Eça estava e, sem surpresas, continua carregado de razão. Iludido pelo reformismo da Regeneração, acabou ele próprio Vencido da Vida, num niilismo diletante que não o impediu de perceber onde residia o problema de Portugal: «Diz-se geralmente que, em Portugal, o público tem ideia de que o Governo deve fazer tudo, pensar em tudo, iniciar tudo: tira-se daqui a conclusão que somos um povo sem poderes iniciadores, bons para ser tutelados, indignos de uma larga liberdade, e inaptos para a independência. A nossa pobreza relativa é atribuída a este hábito político e social de depender para tudo do Governo, e de volver constantemente as mãos e os olhos para ele como para uma Providência sempre presente.».

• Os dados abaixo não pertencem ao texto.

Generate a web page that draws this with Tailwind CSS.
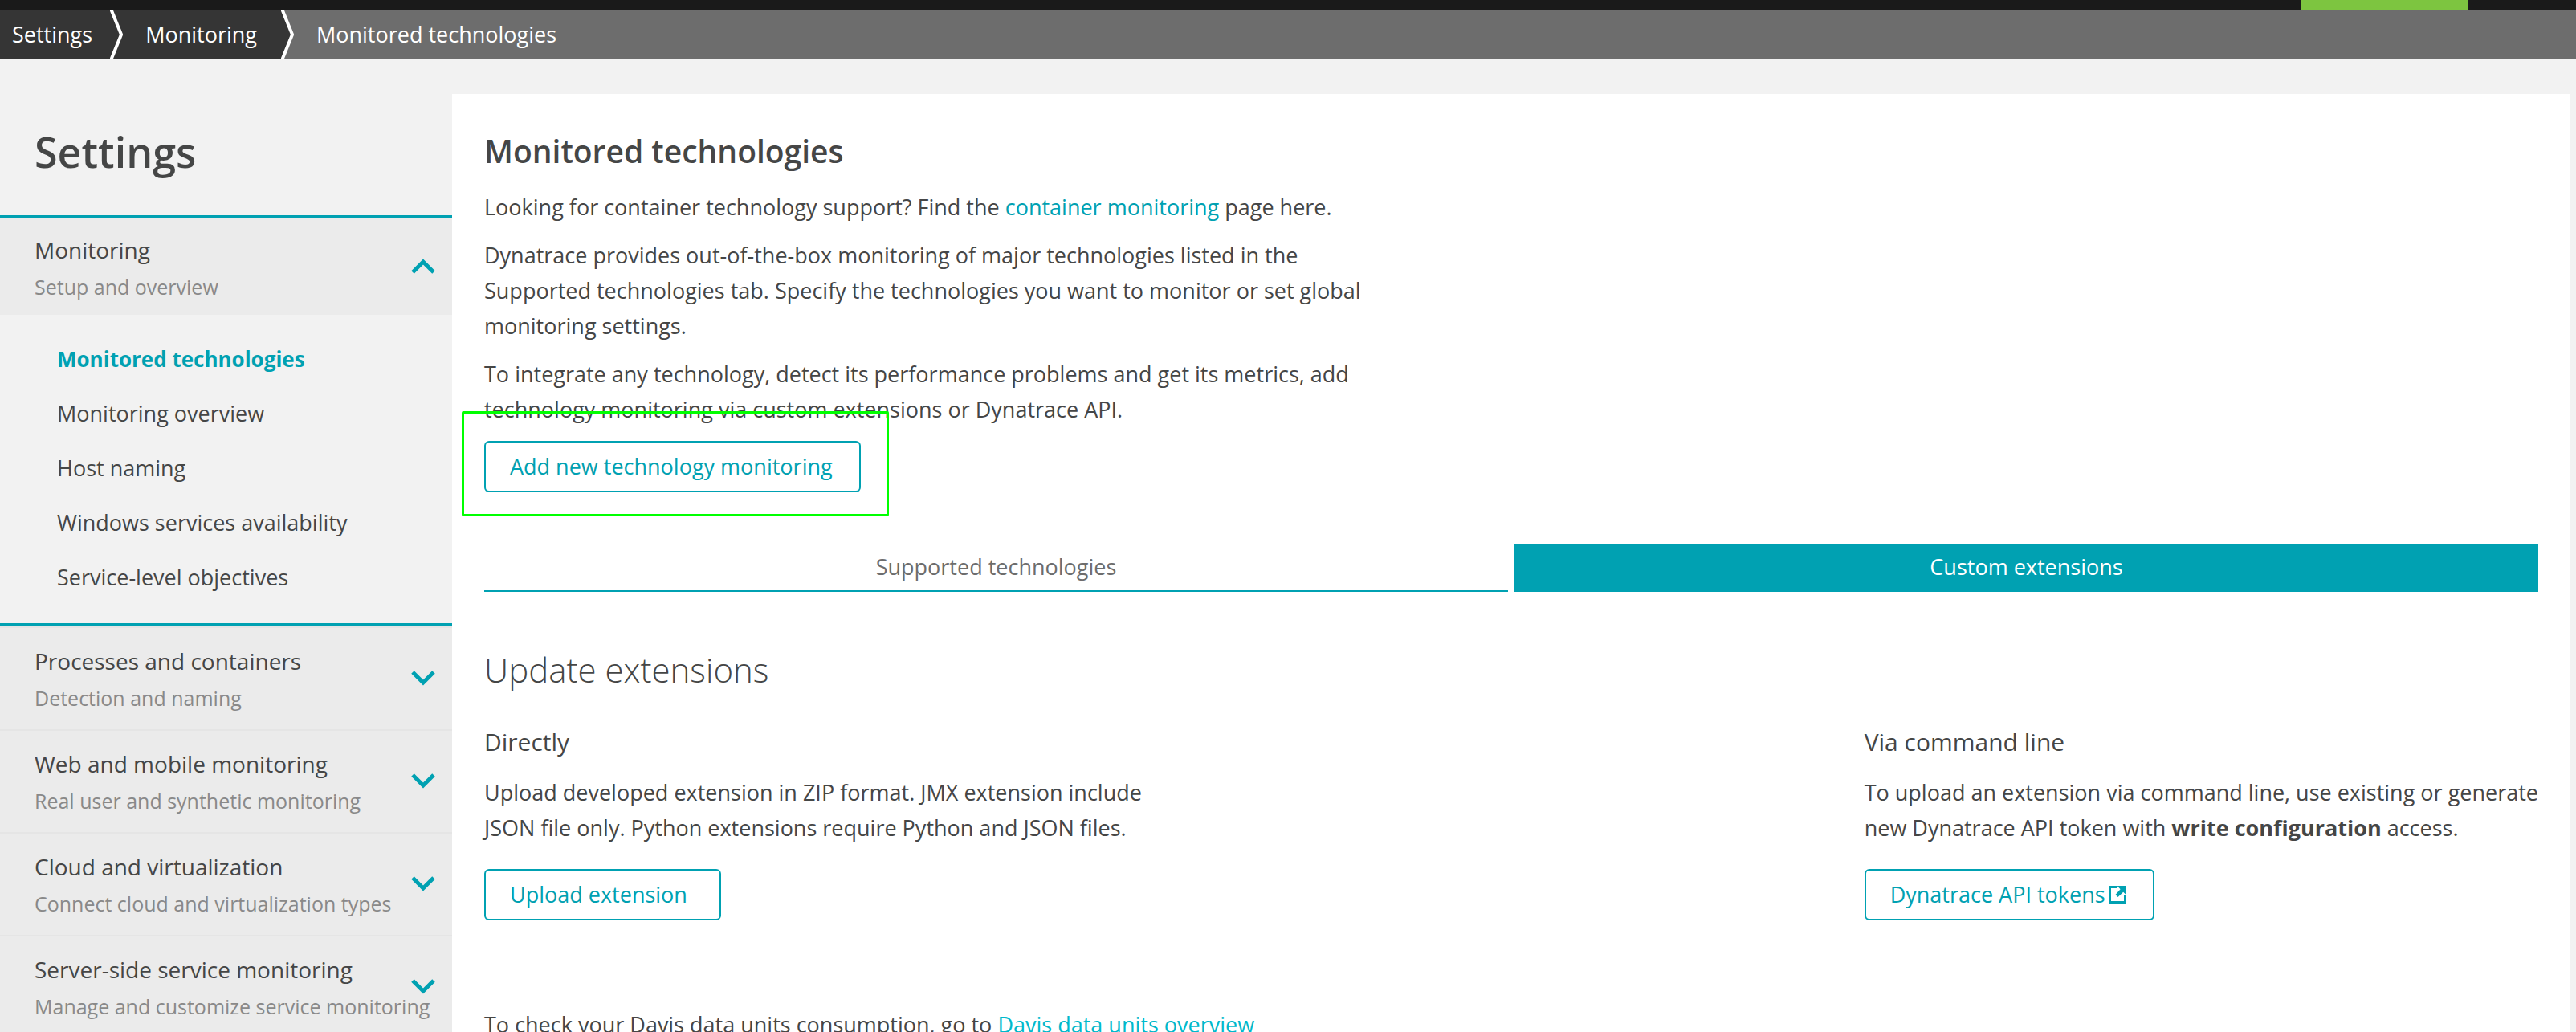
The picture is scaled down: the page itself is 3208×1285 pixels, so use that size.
<!DOCTYPE html>
<html lang="en">
<head>
<meta charset="utf-8">
<title>Monitored technologies - Settings</title>
<script src="https://cdn.jsdelivr.net/npm/@tailwindcss/browser@4"></script>
</head>
<body class="flex h-screen flex-col overflow-hidden bg-[#f2f2f2] font-['Open_Sans',sans-serif] text-[27px] leading-[44px] text-[#454646]">
  <header class="shrink-0">
    <div class="flex h-[13px] justify-end bg-[#1a1a1a] pr-[135px]">
      <div class="w-[207px] bg-[#7dc540]"></div>
    </div>
    <nav aria-label="Breadcrumb" class="bg-[#6d6d6d] font-medium text-white">
      <ol class="flex h-[60px] items-stretch leading-[60px]">
        <li class="flex bg-[#353535]">
          <a href="#" class="pr-[22px] pl-[15px]">Settings</a>
          <svg class="h-[60px] w-4" viewBox="0 0 16 60" fill="none" aria-hidden="true"><path d="M1.500 -1L14 30L1.500 61" stroke="#fff" stroke-width="4"/></svg>
        </li>
        <li class="flex">
          <a href="#" class="bg-[#353535] pr-[30px] pl-7">Monitoring</a>
          <svg class="h-[60px] w-4" viewBox="0 0 16 60" fill="none" aria-hidden="true"><path d="M0 0H2L14 30L2 60H0Z" fill="#353535"/><path d="M1.500 -1L14 30L1.500 61" stroke="#fff" stroke-width="4"/></svg>
        </li>
        <li class="pl-7" aria-current="page">Monitored technologies</li>
      </ol>
    </nav>
  </header>

  <div class="flex min-h-0 flex-1">
    <aside class="w-[563px] shrink-0">
      <h1 class="px-[43px] pt-20 pb-11 text-[52px] leading-[71px] font-semibold">Settings</h1>
      <nav aria-label="Settings">
        <section class="border-y-4 border-[#00a1b2]">
          <button type="button" aria-expanded="true" class="flex w-full items-center justify-between bg-[#ebebeb] pt-4 pr-[21px] pb-3 pl-[43px] text-left leading-[46px]">
            <span class="whitespace-nowrap"><span class="block text-[28px]">Monitoring</span><span class="block text-[25px] text-[#898989]">Setup and overview</span></span>
            <svg class="mb-1 h-5 w-[30px] shrink-0" viewBox="0 0 30 20" fill="none" stroke="#00a1b2" stroke-width="5" aria-hidden="true"><path d="M2 17L15 4L28 17"/></svg>
          </button>
          <ul class="pt-[21px] pb-[23px] pl-[71px] leading-[68px]">
            <li><a href="#" class="text-[26px] font-bold text-[#00a1b2]" aria-current="page">Monitored technologies</a></li>
            <li><a href="#">Monitoring overview</a></li>
            <li><a href="#">Host naming</a></li>
            <li><a href="#">Windows services availability</a></li>
            <li><a href="#">Service-level objectives</a></li>
          </ul>
        </section>
        <button type="button" class="flex w-full items-center border-t-2 border-[#e5e5e5] bg-[#ebebeb] pt-[18px] pr-[21px] pb-4 pl-[43px] text-left leading-[46px]">
          <span class="min-w-0 flex-1 whitespace-nowrap"><span class="block text-[28px]">Processes and containers</span><span class="block text-[25px] text-[#898989]">Detection and naming</span></span>
          <svg class="mb-1 h-5 w-[30px] shrink-0" viewBox="0 0 30 20" fill="none" stroke="#00a1b2" stroke-width="5" aria-hidden="true"><path d="M2 3L15 16L28 3"/></svg>
        </button>
        <button type="button" class="flex w-full items-center border-t-2 border-[#e5e5e5] bg-[#ebebeb] pt-[18px] pr-[21px] pb-4 pl-[43px] text-left leading-[46px]">
          <span class="min-w-0 flex-1 whitespace-nowrap"><span class="block text-[28px]">Web and mobile monitoring</span><span class="block text-[25px] text-[#898989]">Real user and synthetic monitoring</span></span>
          <svg class="mb-1 h-5 w-[30px] shrink-0" viewBox="0 0 30 20" fill="none" stroke="#00a1b2" stroke-width="5" aria-hidden="true"><path d="M2 3L15 16L28 3"/></svg>
        </button>
        <button type="button" class="flex w-full items-center border-t-2 border-[#e5e5e5] bg-[#ebebeb] pt-[18px] pr-[21px] pb-4 pl-[43px] text-left leading-[46px]">
          <span class="min-w-0 flex-1 whitespace-nowrap"><span class="block text-[28px]">Cloud and virtualization</span><span class="block text-[25px] text-[#898989]">Connect cloud and virtualization types</span></span>
          <svg class="mb-1 h-5 w-[30px] shrink-0" viewBox="0 0 30 20" fill="none" stroke="#00a1b2" stroke-width="5" aria-hidden="true"><path d="M2 3L15 16L28 3"/></svg>
        </button>
        <button type="button" class="flex w-full items-center border-t-2 border-[#e5e5e5] bg-[#ebebeb] pt-[18px] pr-[21px] pb-4 pl-[43px] text-left leading-[46px]">
          <span class="min-w-0 flex-1 whitespace-nowrap"><span class="block text-[28px]">Server-side service monitoring</span><span class="block text-[25px] text-[#898989]">Manage and customize service monitoring</span></span>
          <svg class="mb-1 h-5 w-[30px] shrink-0" viewBox="0 0 30 20" fill="none" stroke="#00a1b2" stroke-width="5" aria-hidden="true"><path d="M2 3L15 16L28 3"/></svg>
        </button>
      </nav>
    </aside>

    <main class="mt-11 mr-[7px] min-w-0 flex-1 bg-white px-10 pt-[47px]">
      <h2 class="text-[39px] leading-[48px] font-semibold">Monitored technologies</h2>
      <div class="mt-6 flex max-w-[1120px] flex-col gap-4">
        <p>Looking for container technology support? Find the <a href="#" class="text-[#00a1b2]">container monitoring</a> page here.</p>
        <p>Dynatrace provides out-of-the-box monitoring of major technologies listed in the Supported technologies tab. Specify the technologies you want to monitor or set global monitoring settings.</p>
        <p>To integrate any technology, detect its performance problems and get its metrics, add technology monitoring via custom extensions or Dynatrace API.</p>
      </div>
      <div class="relative mt-[17px] w-fit">
        <button type="button" class="block h-16 rounded-md border-2 border-[#00a1b2] pr-[33px] pl-[30px] text-[#00a1b2]">Add new technology monitoring</button>
        <div class="pointer-events-none absolute -top-[37px] -right-[35px] -bottom-[30px] -left-7 rounded-xs border-3 border-[#00ff00]"></div>
      </div>

      <div role="tablist" class="mt-16 grid grid-cols-2 gap-2">
        <button type="button" role="tab" aria-selected="false" class="h-[60px] border-b-2 border-[#00a1b2] text-[#6d6d6d]">Supported technologies</button>
        <button type="button" role="tab" aria-selected="true" class="h-[60px] border-b-2 border-[#00a1b2] bg-[#00a1b2] text-white">Custom extensions</button>
      </div>

      <h2 class="mt-17 text-[42px] leading-[58px] font-light">Update extensions</h2>
      <div class="mt-10 grid grid-cols-3 gap-5">
        <section>
          <h3 class="text-[30px] leading-[42px]">Directly</h3>
          <p class="mt-5">Upload developed extension in ZIP format. JMX extension include JSON file only. Python extensions require Python and JSON files.</p>
          <button type="button" class="mt-[29px] h-16 rounded-md border-2 border-[#00a1b2] pr-10 pl-[30px] text-[#00a1b2]">Upload extension</button>
        </section>
        <section class="col-start-3">
          <h3 class="text-[30px] leading-[42px]">Via command line</h3>
          <p class="mt-5 -mr-8">To upload an extension via command line, use existing or generate new Dynatrace API token with <strong class="font-bold">write configuration</strong> access.</p>
          <a href="#" class="mt-[29px] flex h-16 w-fit items-center gap-1 rounded-md border-2 border-[#00a1b2] pr-[33px] pl-[30px] text-[#00a1b2]">Dynatrace API tokens
            <svg class="size-[22px]" viewBox="0 0 22 22" fill="none" aria-hidden="true"><path d="M10 1.500H1.500V20.500H20.500V12" stroke="#00a1b2" stroke-width="3"/><path d="M10.500 0H22V11.500L18.200 7.700L11.500 14L8.500 11L14.600 4.200Z" fill="#00a1b2"/></svg>
          </a>
        </section>
      </div>
      <p class="mt-27">To check your Davis data units consumption, go to <a href="#" class="text-[#00b9cc]">Davis data units overview</a></p>
    </main>
  </div>
</body>
</html>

E acrescenta mais uma farpa: «A única crítica é a gargalhada! Nós bem o sabemos: a gargalhada nem é um raciocínio, nem um sentimento; não cria nada, destrói tudo, não responde por coisa alguma. E no entanto é o único comentário do mundo político em Portugal. Um Governo decreta? Gargalhada. Reprime? Gargalhada.»

Há 200 anos que Portugal é uma chalaça. Mas o que verdadeiramente mata Portugal é a angústia de saber que não tinha e não tem de ser assim.